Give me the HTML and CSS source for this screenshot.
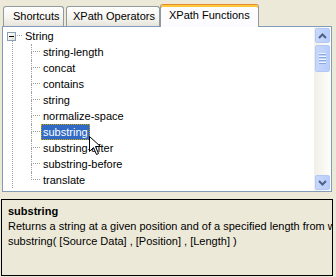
FILE: index.html
```
<!DOCTYPE html>
<html>
<head>
    <title>XPath Builder</title>
    <link rel="stylesheet" href="styles.css">
</head>
<body>

    <!-- Tabs -->
    <div class="tabs">
        <div class="tab tab-short">Shortcuts</div>
        <div class="tab tab-ops">XPath Operators</div>
        <div class="tab tab-funcs active">XPath Functions</div>
    </div>

    <!-- Function tree -->
    <div class="panel">
        <div class="tree">
            <div class="row">
                <span class="expander"><i></i></span>
                <span class="stub"></span>
                <span class="label">String</span>
            </div>
            <div class="branch">
                <div class="children">
                    <div class="row"><span class="conn"><i></i><i></i></span><span class="label">string-length</span></div>
                    <div class="row"><span class="conn"><i></i><i></i></span><span class="label">concat</span></div>
                    <div class="row"><span class="conn"><i></i><i></i></span><span class="label">contains</span></div>
                    <div class="row"><span class="conn"><i></i><i></i></span><span class="label">string</span></div>
                    <div class="row"><span class="conn"><i></i><i></i></span><span class="label">normalize-space</span></div>
                    <div class="row"><span class="conn"><i></i><i></i></span><span class="label selected">substring</span></div>
                    <div class="row"><span class="conn"><i></i><i></i></span><span class="label">substring-after</span></div>
                    <div class="row"><span class="conn"><i></i><i></i></span><span class="label">substring-before</span></div>
                    <div class="row last"><span class="conn"><i></i><i></i></span><span class="label">translate</span></div>
                </div>
            </div>
            <div class="row">
                <span class="expander plus"><i></i></span>
                <span class="stub"></span>
                <span class="label">Node Sequence</span>
            </div>

            <!-- mouse pointer -->
            <svg class="pointer" width="13" height="20" viewBox="0 0 13 20">
                <path d="M0.5 0.5 L0.5 15.5 L4.5 11.5 L7.5 18.5 L9.5 17.5 L6.5 10.5 L11.5 10.5 Z" fill="#fff" stroke="#000" stroke-width="1"/>
            </svg>
        </div>

        <div class="scroll">
            <div class="sbtn">
                <svg width="9" height="6" viewBox="0 0 9 6"><path d="M1 5 L4.5 1.5 L8 5" fill="none" stroke="#4d6185" stroke-width="2"/></svg>
            </div>
            <div class="thumb">
                <span></span><span></span><span></span><span></span>
            </div>
            <div class="track"></div>
            <div class="sbtn">
                <svg width="9" height="6" viewBox="0 0 9 6"><path d="M1 1 L4.5 4.5 L8 1" fill="none" stroke="#4d6185" stroke-width="2"/></svg>
            </div>
        </div>
    </div>

    <!-- Description -->
    <div class="desc">
        <div class="desc-title">substring</div>
        <div class="desc-line">Returns a string at a given position and of a specified length from within the source data</div>
        <div class="desc-line">substring( [Source Data] , [Position] , [Length] )</div>
    </div>

</body>
</html>
```

FILE: styles.css
```
body {
    margin: 0;
    background: #ece9d8;
    font-family: "Liberation Sans", Arial, sans-serif;
    font-size: 11px;
    color: #000;
    width: 336px;
    height: 277px;
    overflow: hidden;
}

/* tabs */
.tabs {
    display: flex;
    align-items: flex-end;
    height: 23px;
    padding-top: 3px;
    padding-left: 3px;
}
.tab {
    box-sizing: border-box;
    height: 20px;
    line-height: 19px;
    border: 1px solid #919b9c;
    border-bottom: none;
    border-radius: 3px 3px 0 0;
    background: linear-gradient(#ffffff, #f4f3ee 60%, #e6e4db);
    white-space: nowrap;
}
.tab-short {
    width: 61px;
    padding-left: 9px;
}
.tab-ops {
    width: 94px;
    margin-left: 2px;
    padding-left: 6px;
}
.tab-funcs {
    width: 99px;
    padding-left: 8px;
}
.tab.active {
    height: 23px;
    line-height: 20px;
    margin-bottom: -1px;
    background: #fcfcfe;
    border-top: 1px solid #e68b2c;
    box-shadow: inset 0 2px #ffc83c;
    position: relative;
    z-index: 1;
}

/* tree panel */
.panel {
    box-sizing: border-box;
    display: flex;
    width: 330px;
    height: 166px;
    margin-left: 2px;
    background: #fff;
    border: 1px solid #7f9db9;
}
.tree {
    flex: 1;
    position: relative;
    overflow: hidden;
    padding: 1px 0 0 4px;
}
.row {
    display: flex;
    align-items: center;
    height: 16px;
    white-space: nowrap;
}
.expander {
    box-sizing: border-box;
    width: 9px;
    height: 9px;
    border: 1px solid #8c9eb4;
    background: linear-gradient(135deg, #ffffff, #dcdcd6);
    display: flex;
    align-items: center;
    justify-content: center;
}
.expander i {
    width: 5px;
    height: 1px;
    background: #000;
}
.stub {
    width: 5px;
    height: 1px;
    margin-left: 1px;
    border-top: 1px dotted #a0a0a0;
}
.label {
    box-sizing: border-box;
    height: 16px;
    line-height: 14px;
    padding: 0 1px;
    border: 1px solid transparent;
    margin-left: 1px;
}
.label.selected {
    background: #316ac5;
    color: #fff;
    border: 1px dotted #c8a000;
}

.branch {
    margin-left: 5px;
    margin-top: -4px;
    padding-top: 4px;
    border-left: 1px dotted #a0a0a0;
}
.children {
    margin-left: 18px;
}
.conn {
    display: flex;
    flex-direction: column;
    align-self: stretch;
    width: 9px;
}
.conn i {
    box-sizing: border-box;
    height: 8px;
    border-left: 1px dotted #a0a0a0;
}
.conn i:first-child {
    border-bottom: 1px dotted #a0a0a0;
}
.row.last .conn i:last-child {
    border-left: none;
}

.pointer {
    position: absolute;
    left: 86px;
    top: 109px;
}

/* scrollbar */
.scroll {
    width: 17px;
    display: flex;
    flex-direction: column;
    background: linear-gradient(to right, #f0efe8, #fdfdfa);
}
.sbtn, .thumb {
    box-sizing: border-box;
    width: 15px;
    margin: 1px 1px 0 1px;
    border: 1px solid #b4c8f6;
    border-radius: 2px;
    background: linear-gradient(to right, #c8d8fc, #b8cdfb);
    display: flex;
    align-items: center;
    justify-content: center;
}
.sbtn {
    height: 15px;
}
.sbtn:last-child {
    margin-bottom: 1px;
}
.thumb {
    height: 27px;
    margin-top: 2px;
    flex-direction: column;
    gap: 1px;
}
.thumb span {
    width: 7px;
    height: 1px;
    background: #eef4fe;
    border-bottom: 1px solid #8da7e0;
}
.track {
    flex: 1;
}

/* description */
.desc {
    box-sizing: border-box;
    width: 332px;
    height: 77px;
    margin: 7px 0 0 1px;
    border: 1px solid #000;
    padding: 4px 0 0 6px;
    overflow: hidden;
    white-space: nowrap;
    line-height: 15px;
}
.desc-title {
    font-weight: bold;
}
```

◇ ◇ ◇ ◇

Reproduce the material word for word, minus the images.

Give me the HTML and CSS source for this screenshot.
FILE: index.html
```
<!DOCTYPE html>
<html>
<head>
    <title>XPath Builder</title>
    <link rel="stylesheet" href="styles.css">
</head>
<body>

    <!-- Tabs -->
    <div class="tabs">
        <div class="tab tab-short">Shortcuts</div>
        <div class="tab tab-ops">XPath Operators</div>
        <div class="tab tab-funcs active">XPath Functions</div>
    </div>

    <!-- Function tree -->
    <div class="panel">
        <div class="tree">
            <div class="row">
                <span class="expander"><i></i></span>
                <span class="stub"></span>
                <span class="label">String</span>
            </div>
            <div class="branch">
                <div class="children">
                    <div class="row"><span class="conn"><i></i><i></i></span><span class="label">string-length</span></div>
                    <div class="row"><span class="conn"><i></i><i></i></span><span class="label">concat</span></div>
                    <div class="row"><span class="conn"><i></i><i></i></span><span class="label">contains</span></div>
                    <div class="row"><span class="conn"><i></i><i></i></span><span class="label">string</span></div>
                    <div class="row"><span class="conn"><i></i><i></i></span><span class="label">normalize-space</span></div>
                    <div class="row"><span class="conn"><i></i><i></i></span><span class="label selected">substring</span></div>
                    <div class="row"><span class="conn"><i></i><i></i></span><span class="label">substring-after</span></div>
                    <div class="row"><span class="conn"><i></i><i></i></span><span class="label">substring-before</span></div>
                    <div class="row last"><span class="conn"><i></i><i></i></span><span class="label">translate</span></div>
                </div>
            </div>
            <div class="row">
                <span class="expander plus"><i></i></span>
                <span class="stub"></span>
                <span class="label">Node Sequence</span>
            </div>

            <!-- mouse pointer -->
            <svg class="pointer" width="13" height="20" viewBox="0 0 13 20">
                <path d="M0.5 0.5 L0.5 15.5 L4.5 11.5 L7.5 18.5 L9.5 17.5 L6.5 10.5 L11.5 10.5 Z" fill="#fff" stroke="#000" stroke-width="1"/>
            </svg>
        </div>

        <div class="scroll">
            <div class="sbtn">
                <svg width="9" height="6" viewBox="0 0 9 6"><path d="M1 5 L4.5 1.5 L8 5" fill="none" stroke="#4d6185" stroke-width="2"/></svg>
            </div>
            <div class="thumb">
                <span></span><span></span><span></span><span></span>
            </div>
            <div class="track"></div>
            <div class="sbtn">
                <svg width="9" height="6" viewBox="0 0 9 6"><path d="M1 1 L4.5 4.5 L8 1" fill="none" stroke="#4d6185" stroke-width="2"/></svg>
            </div>
        </div>
    </div>

    <!-- Description -->
    <div class="desc">
        <div class="desc-title">substring</div>
        <div class="desc-line">Returns a string at a given position and of a specified length from within the source data</div>
        <div class="desc-line">substring( [Source Data] , [Position] , [Length] )</div>
    </div>

</body>
</html>
```

FILE: styles.css
```
body {
    margin: 0;
    background: #ece9d8;
    font-family: "Liberation Sans", Arial, sans-serif;
    font-size: 11px;
    color: #000;
    width: 336px;
    height: 277px;
    overflow: hidden;
}

/* tabs */
.tabs {
    display: flex;
    align-items: flex-end;
    height: 23px;
    padding-top: 3px;
    padding-left: 3px;
}
.tab {
    box-sizing: border-box;
    height: 20px;
    line-height: 19px;
    border: 1px solid #919b9c;
    border-bottom: none;
    border-radius: 3px 3px 0 0;
    background: linear-gradient(#ffffff, #f4f3ee 60%, #e6e4db);
    white-space: nowrap;
}
.tab-short {
    width: 61px;
    padding-left: 9px;
}
.tab-ops {
    width: 94px;
    margin-left: 2px;
    padding-left: 6px;
}
.tab-funcs {
    width: 99px;
    padding-left: 8px;
}
.tab.active {
    height: 23px;
    line-height: 20px;
    margin-bottom: -1px;
    background: #fcfcfe;
    border-top: 1px solid #e68b2c;
    box-shadow: inset 0 2px #ffc83c;
    position: relative;
    z-index: 1;
}

/* tree panel */
.panel {
    box-sizing: border-box;
    display: flex;
    width: 330px;
    height: 166px;
    margin-left: 2px;
    background: #fff;
    border: 1px solid #7f9db9;
}
.tree {
    flex: 1;
    position: relative;
    overflow: hidden;
    padding: 1px 0 0 4px;
}
.row {
    display: flex;
    align-items: center;
    height: 16px;
    white-space: nowrap;
}
.expander {
    box-sizing: border-box;
    width: 9px;
    height: 9px;
    border: 1px solid #8c9eb4;
    background: linear-gradient(135deg, #ffffff, #dcdcd6);
    display: flex;
    align-items: center;
    justify-content: center;
}
.expander i {
    width: 5px;
    height: 1px;
    background: #000;
}
.stub {
    width: 5px;
    height: 1px;
    margin-left: 1px;
    border-top: 1px dotted #a0a0a0;
}
.label {
    box-sizing: border-box;
    height: 16px;
    line-height: 14px;
    padding: 0 1px;
    border: 1px solid transparent;
    margin-left: 1px;
}
.label.selected {
    background: #316ac5;
    color: #fff;
    border: 1px dotted #c8a000;
}

.branch {
    margin-left: 5px;
    margin-top: -4px;
    padding-top: 4px;
    border-left: 1px dotted #a0a0a0;
}
.children {
    margin-left: 18px;
}
.conn {
    display: flex;
    flex-direction: column;
    align-self: stretch;
    width: 9px;
}
.conn i {
    box-sizing: border-box;
    height: 8px;
    border-left: 1px dotted #a0a0a0;
}
.conn i:first-child {
    border-bottom: 1px dotted #a0a0a0;
}
.row.last .conn i:last-child {
    border-left: none;
}

.pointer {
    position: absolute;
    left: 86px;
    top: 109px;
}

/* scrollbar */
.scroll {
    width: 17px;
    display: flex;
    flex-direction: column;
    background: linear-gradient(to right, #f0efe8, #fdfdfa);
}
.sbtn, .thumb {
    box-sizing: border-box;
    width: 15px;
    margin: 1px 1px 0 1px;
    border: 1px solid #b4c8f6;
    border-radius: 2px;
    background: linear-gradient(to right, #c8d8fc, #b8cdfb);
    display: flex;
    align-items: center;
    justify-content: center;
}
.sbtn {
    height: 15px;
}
.sbtn:last-child {
    margin-bottom: 1px;
}
.thumb {
    height: 27px;
    margin-top: 2px;
    flex-direction: column;
    gap: 1px;
}
.thumb span {
    width: 7px;
    height: 1px;
    background: #eef4fe;
    border-bottom: 1px solid #8da7e0;
}
.track {
    flex: 1;
}

/* description */
.desc {
    box-sizing: border-box;
    width: 332px;
    height: 77px;
    margin: 7px 0 0 1px;
    border: 1px solid #000;
    padding: 4px 0 0 6px;
    overflow: hidden;
    white-space: nowrap;
    line-height: 15px;
}
.desc-title {
    font-weight: bold;
}
```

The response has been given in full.